Тот день выдался ясный, с подсиненными тенями, хрустальной чистоты воздухом и неоглядной, без облачка, небесной голубизной. По плитам и перезвонам Хатынского мемориала, неся в себе Память и трагическую тишину, шли бесконечные вереницы людей.
Владимир Антонович говорил тихо, будто себе:
— Вместе с сестрой Соней гостевали мы в тот день у тетки, Анны Спиридоновны. Прежде чем оцепить деревню, каратели обстреляли ее из минометов и пулеметов; тетка погибла, а мы успели убежать в лес и спаслись. Когда воротились домой, и хаты уже сгорели, и люди сгорели, вон там, у сарая, тлела горка человеческих костей…
Тропа из белого камня обрывается у мраморной крыши-плиты сарая. Рваной раной на месте ворот остался в ней пролом — через него выскакивали обожженные люди на безжалостные очереди пулеметов и автоматов.
Черные плиты Лабрадора воздвигнуты там, где был овин. Здесь каратели штурмбаннфюрера СС Дирлевангера сожгли беззащитных жителей Хатыни. Пламя пожара и свинец погасили жизни 149 человек. Пеплом стали 76 детей.

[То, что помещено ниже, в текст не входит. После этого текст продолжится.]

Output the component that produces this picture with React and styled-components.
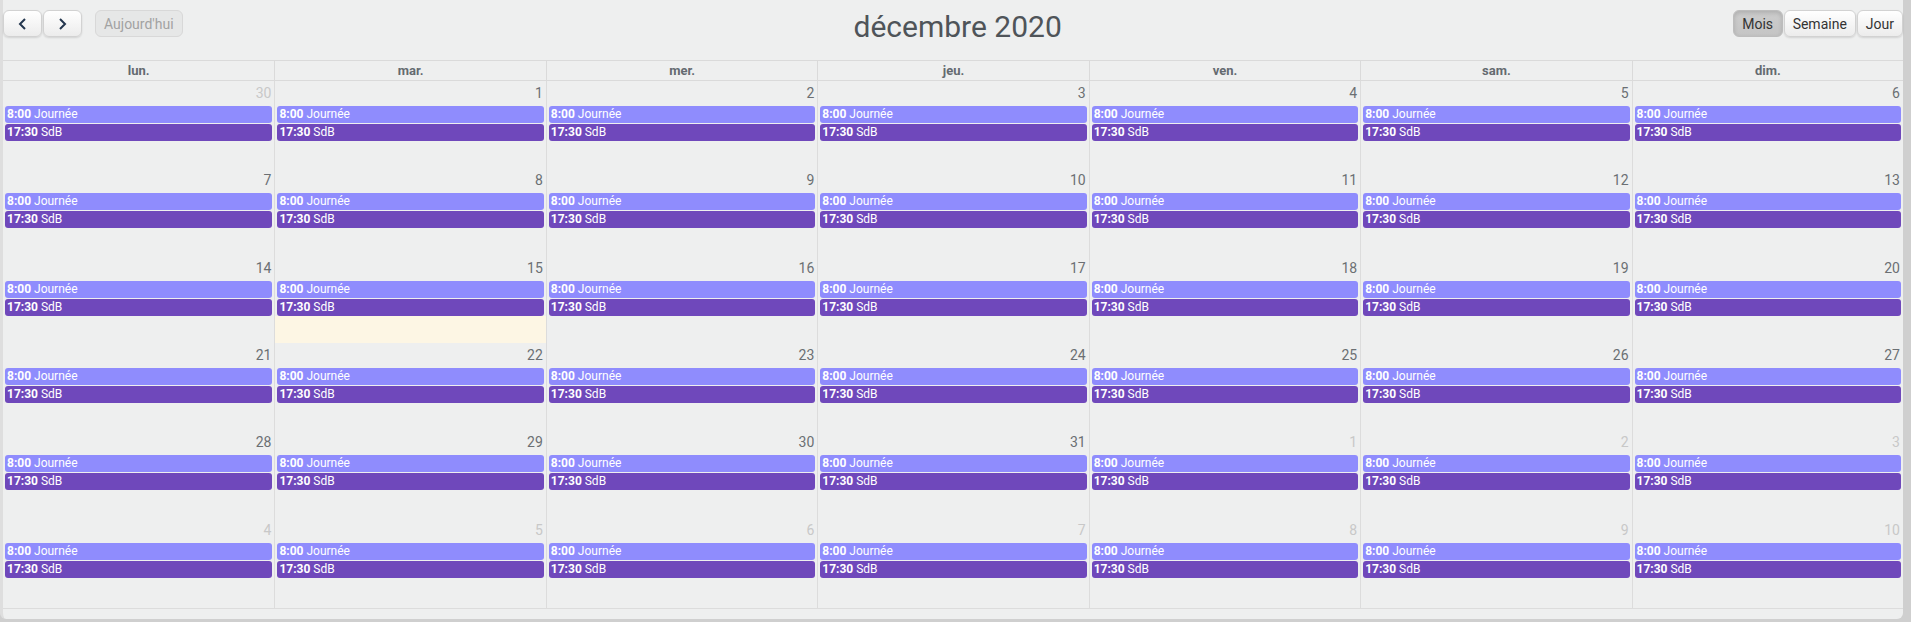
import React from 'react';
import styled, { createGlobalStyle, css } from 'styled-components';

const Global = createGlobalStyle`
  html, body {margin: 0; padding: 0; background: #cfcfcf; overflow: hidden;}
  body {font-family: Roboto, "Liberation Sans", Arial, sans-serif;}
`;

const Frame = styled.div`
  width: 1900px;
  height: 619px;
  background: #eeefef;
  border-left: 3px solid #dedede;
  border-radius: 0 0 6px 6px;
  display: flex;
  flex-direction: column;
  box-sizing: content-box;
`;

const Toolbar = styled.div`
  height: 60px;
  display: flex;
  align-items: flex-start;
  padding-top: 10px;
  box-sizing: border-box;
`;

const Group = styled.div`
  display: flex;
  align-items: center;
  gap: ${p => p.$gap || 0}px;
`;

const Title = styled.h2`
  flex: 1;
  margin: -1px 0 0;
  text-align: center;
  font-size: 30px;
  line-height: 36px;
  font-weight: 400;
  color: #4f5459;
`;

const Button = styled.button`
  height: 27px;
  padding: 0 ${p => p.$pad || 8}px;
  min-width: ${p => p.$w || 0}px;
  font-family: Roboto, "Liberation Sans", Arial, sans-serif;
  font-size: 14px;
  color: #333;
  border: 1px solid #d2d2d2;
  border-radius: 6px;
  background: linear-gradient(#ffffff, #ececec);
  box-shadow: 0 1px 2px rgba(0, 0, 0, 0.12);
  display: flex;
  align-items: center;
  justify-content: center;
  box-sizing: border-box;
  cursor: pointer;

  ${p => p.$active && css`
    background: linear-gradient(#cdcdcd, #c4c4c4);
    border-color: #bdbdbd;
    box-shadow: inset 0 2px 4px rgba(0, 0, 0, 0.15);
  `}

  ${p => p.disabled && css`
    background: #e6e7e7;
    color: #a2a2a2;
    border-color: #d8d8d8;
    box-shadow: none;
    cursor: default;
  `}
`;

const HeadRow = styled.div`
  display: grid;
  grid-template-columns: repeat(7, 1fr);
  border-top: 1px solid #dadada;
  border-bottom: 1px solid #dadada;
`;

const HeadCell = styled.div`
  height: 19px;
  line-height: 19px;
  text-align: center;
  font-size: 13px;
  font-weight: 700;
  color: #646a70;
  border-left: ${p => (p.$first ? 'none' : '1px solid #dadada')};
`;

const Body = styled.div`
  border-bottom: 1px solid #dcdcdc;
`;

const Week = styled.div`
  display: grid;
  grid-template-columns: repeat(7, 1fr);
  height: ${p => p.$h}px;
`;

const Day = styled.div`
  display: flex;
  flex-direction: column;
  min-width: 0;
  border-left: ${p => (p.$first ? 'none' : '1px solid #dcdcdc')};
`;

const Num = styled.div`
  height: 25px;
  line-height: 25px;
  text-align: right;
  padding-right: 3px;
  font-size: 14px;
  color: ${p => (p.$other ? '#c8c8c8' : '#6b6f73')};
`;

const Event = styled.div`
  height: 17px;
  line-height: 17px;
  margin: 0 2px 1px;
  padding: 0 2px;
  border-radius: 3px;
  font-size: 12px;
  color: #fff;
  white-space: nowrap;
  overflow: hidden;
  background: ${p => p.$color};

  b {font-weight: 700;}
`;

const Filler = styled.div`
  flex: 1;
  margin-top: -1px;
  background: ${p => (p.$today ? '#fdf6e4' : 'transparent')};
`;

const Chevron = ({ dir }) => (
  <svg width="9" height="12" viewBox="0 0 9 12">
    <path
      d={dir === 'left' ? 'M7 1 L2 6 L7 11' : 'M2 1 L7 6 L2 11'}
      fill="none"
      stroke="#23364e"
      strokeWidth="2"
    />
  </svg>
);

const days = ['lun.', 'mar.', 'mer.', 'jeu.', 'ven.', 'sam.', 'dim.'];

const weeks = [
  [{ n: 30, o: true }, 1, 2, 3, 4, 5, 6],
  [7, 8, 9, 10, 11, 12, 13],
  [14, 15, 16, 17, 18, 19, 20],
  [21, 22, 23, 24, 25, 26, 27],
  [28, 29, 30, 31, { n: 1, o: true }, { n: 2, o: true }, { n: 3, o: true }],
  [4, 5, 6, 7, 8, 9, 10].map(n => ({ n, o: true })),
];

export default function App() {
  return (
    <>
      <Global />
      <Frame>
        <Toolbar>
          <Group $gap={13}>
            <Group $gap={1}>
              <Button $w={39}><Chevron dir="left" /></Button>
              <Button $w={39}><Chevron dir="right" /></Button>
            </Group>
            <Button disabled $pad={8}>Aujourd'hui</Button>
          </Group>
          <Title>décembre 2020</Title>
          <Group $gap={1}>
            <Button $active $w={50}>Mois</Button>
            <Button $w={70}>Semaine</Button>
            <Button $w={45}>Jour</Button>
          </Group>
        </Toolbar>
        <HeadRow>
          {days.map((d, i) => <HeadCell key={d} $first={i === 0}>{d}</HeadCell>)}
        </HeadRow>
        <Body>
          {weeks.map((w, wi) => (
            <Week key={wi} $h={wi === weeks.length - 1 ? 90 : 87.33}>
              {w.map((d, i) => {
                const n = typeof d === 'number' ? d : d.n;
                const other = typeof d !== 'number';
                return (
                  <Day key={i} $first={i === 0}>
                    <Num $other={other}>{n}</Num>
                    <Event $color="#8f8cfd"><b>8:00</b> Journée</Event>
                    <Event $color="#6f48bb"><b>17:30</b> SdB</Event>
                    <Filler $today={!other && n === 15} />
                  </Day>
                );
              })}
            </Week>
          ))}
        </Body>
      </Frame>
    </>
  );
}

В тот мартовский день умерла Хатынь.
Только в Хатыни увидишь «Кладбище деревень», уничтоженных в Белоруссии вместе с людьми. Некому было возвращаться и отстраивать так и оставшиеся мертвыми деревни — память о них хранят 186 трагических урн, которые установлены в братских могилах.
Все пережила непокоренная Беларусь и поднялась из руин, как те 433 уничтоженные с жителями деревни, которые восстановлены и шумят молодыми садами, радуются солнцу и весне.

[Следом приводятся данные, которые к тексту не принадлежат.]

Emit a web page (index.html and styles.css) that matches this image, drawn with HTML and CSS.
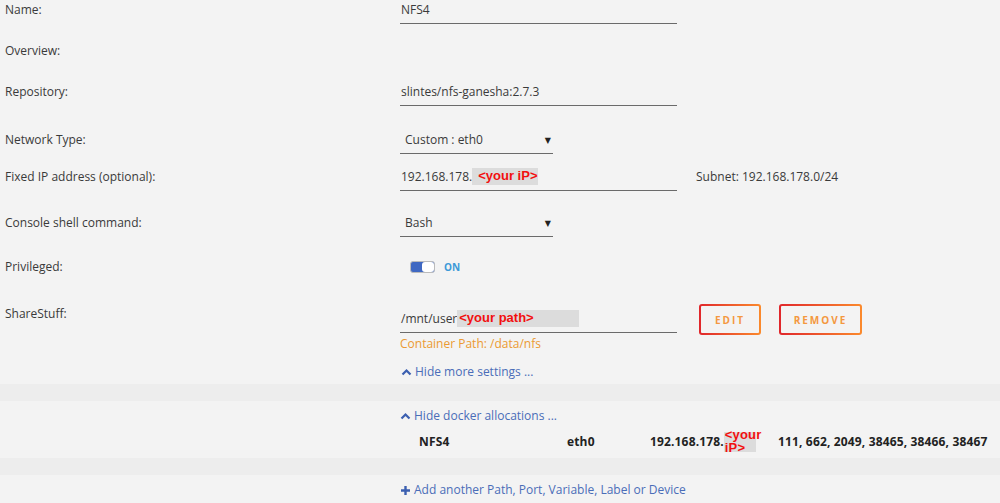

Одна из бетонных троп Хатыни ведет к «Стене памяти». Здесь нет ни имен, ни фамилий — только цифры погибших в «комбинатах смерти», концентрационных лагерях: 88 407, 150 000, 206 500…
Рядом с бронзовым Непокоренным Человеком покоятся останки жителей Хатыни. Над холмом братской могилы, на Венце Памяти из белого мрамора — обращение погибших к нам, к живым:
«Люди добрые, помните: любили мы жизнь, и Родину нашу, и вас, дорогие. Мы сгорели живыми в огне. Наша просьба ко всем: пусть скорбь и печаль обернутся в мужество ваше и силу, чтобы смогли вы утвердить навечно мир и покой на земле. Чтобы отныне нигде и никогда в вихре пожаров жизнь не умирала!»

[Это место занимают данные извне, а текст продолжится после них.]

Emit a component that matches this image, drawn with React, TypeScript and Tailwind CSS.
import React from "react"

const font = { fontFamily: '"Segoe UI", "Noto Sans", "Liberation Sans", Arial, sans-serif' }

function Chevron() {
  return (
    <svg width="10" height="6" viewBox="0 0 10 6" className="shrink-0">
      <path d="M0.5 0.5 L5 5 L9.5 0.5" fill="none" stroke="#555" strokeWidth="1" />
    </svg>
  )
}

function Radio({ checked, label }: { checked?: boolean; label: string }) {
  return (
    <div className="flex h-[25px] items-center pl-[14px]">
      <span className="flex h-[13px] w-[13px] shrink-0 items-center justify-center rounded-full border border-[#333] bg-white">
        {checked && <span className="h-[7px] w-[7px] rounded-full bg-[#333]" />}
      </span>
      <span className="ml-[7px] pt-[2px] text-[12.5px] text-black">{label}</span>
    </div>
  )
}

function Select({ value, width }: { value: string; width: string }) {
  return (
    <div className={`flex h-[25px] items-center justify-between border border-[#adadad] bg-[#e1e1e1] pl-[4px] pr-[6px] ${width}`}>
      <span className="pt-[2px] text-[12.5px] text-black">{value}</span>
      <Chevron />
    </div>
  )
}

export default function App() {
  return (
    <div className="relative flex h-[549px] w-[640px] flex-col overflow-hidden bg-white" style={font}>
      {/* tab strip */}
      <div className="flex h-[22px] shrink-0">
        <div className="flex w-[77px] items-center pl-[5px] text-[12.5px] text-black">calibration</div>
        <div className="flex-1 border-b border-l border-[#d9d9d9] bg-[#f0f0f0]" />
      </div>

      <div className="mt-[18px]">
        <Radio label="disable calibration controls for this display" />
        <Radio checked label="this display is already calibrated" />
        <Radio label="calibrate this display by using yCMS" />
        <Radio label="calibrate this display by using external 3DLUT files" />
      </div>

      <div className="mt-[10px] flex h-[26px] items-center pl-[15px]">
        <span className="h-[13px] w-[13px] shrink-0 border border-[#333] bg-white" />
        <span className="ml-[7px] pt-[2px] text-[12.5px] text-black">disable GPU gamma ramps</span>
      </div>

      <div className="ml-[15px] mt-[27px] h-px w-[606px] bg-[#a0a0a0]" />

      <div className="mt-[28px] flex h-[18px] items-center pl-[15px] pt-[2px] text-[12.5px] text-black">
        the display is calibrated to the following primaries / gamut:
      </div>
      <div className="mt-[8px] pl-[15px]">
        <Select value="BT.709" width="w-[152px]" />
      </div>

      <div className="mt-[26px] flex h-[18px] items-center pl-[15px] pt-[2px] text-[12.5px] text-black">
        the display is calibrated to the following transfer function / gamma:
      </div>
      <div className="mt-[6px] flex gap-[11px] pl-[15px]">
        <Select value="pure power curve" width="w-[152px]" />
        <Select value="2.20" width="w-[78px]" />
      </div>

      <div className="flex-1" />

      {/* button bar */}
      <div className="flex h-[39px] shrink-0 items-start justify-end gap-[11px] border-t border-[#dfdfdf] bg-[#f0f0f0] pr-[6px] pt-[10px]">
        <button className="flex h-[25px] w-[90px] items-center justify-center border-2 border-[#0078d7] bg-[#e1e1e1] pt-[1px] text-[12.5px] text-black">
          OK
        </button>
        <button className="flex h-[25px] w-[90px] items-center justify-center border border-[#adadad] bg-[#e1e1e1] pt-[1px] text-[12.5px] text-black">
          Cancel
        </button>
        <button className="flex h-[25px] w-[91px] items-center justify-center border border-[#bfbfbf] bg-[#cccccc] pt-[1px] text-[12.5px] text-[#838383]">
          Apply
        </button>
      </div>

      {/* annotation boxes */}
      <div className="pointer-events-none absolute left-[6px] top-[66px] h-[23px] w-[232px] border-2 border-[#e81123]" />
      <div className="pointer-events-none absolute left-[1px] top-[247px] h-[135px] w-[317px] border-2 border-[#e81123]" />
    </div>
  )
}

Владимир Антонович с болью говорит:
— А ведь у тех, кто сжег мою Хатынь, тоже были матери…
Глухо гудит под ногами серая бетонная тропа, стоном плывет над тишиной колокольный набат. На местах, где стояли 26 хат, высятся 26 стел и «срубов» из бетона, звонят колокола. В нишах печных труб высечены на металле фамилии погибших.
— Сюда, пожалуйста…
Калитка — тоже серая, из бетона — приглашает войти в дом, которого нет. Владимир Антонович шевельнул побелевшими губами:
— Это мой дом… Колодец у нас был глубокий, вода в нем вкусная… А весной яблони, вишни в саду цвели…
Здесь появились на свет его родители, братья, сестры и он. Ему памятны каждая выбоина на вытоптанном босыми ногами дворе, каждый сучок на лавке в горнице и фотографии родичей в красном углу. Фотографии тоже сгорели — осталась память…
На печной трубе — фамилии: Яскевич Антон Антонович…
— Отец, — говорит Владимир Антонович. — Первейший был на деревне кузнец: добрый и сильный. Я нашел его обгоревшим, с перебитыми ногами.
Яскевич Елена Сидоровна.
Кажется, будто ветер шелестит в плакучих березах:
— Мама…
Владимир Антонович кладет к бетонному срубу алые, как кровь, гвоздики:
— Руки были у нее такие ласковые… Дочку свою Аленой в память о ней назвал… Хлеб мама пекла особенный, духмяный — на всю Хатынь.
Сменяются, как листья на деревьях, годы, но для него по-прежнему незабываемы запах материнского хлеба, тепло материнских рук.
Звонит в тишину колокол на срубе:
Яскевич Надя — 9 лет.
Яскевич Толик — 7 недель…
— Маму, братика, племянника совсем сожгли. А сестры, как рухнула дверь, взялись за руки да выбежали из сарая — пулеметом их скосили… Кто-то недобрый сказал, что незаменимых людей нет. А кто мог заменить мне мать? Отца? А мрамор, бетон и гранит — разве могут они заменить мою живую Хатынь?
Бетонный остов на месте дома Яскевичей провожал колокольным звоном, и казалась бесконечной серая бетонная тропа. Немного троп на земле, по которым так больно ступать.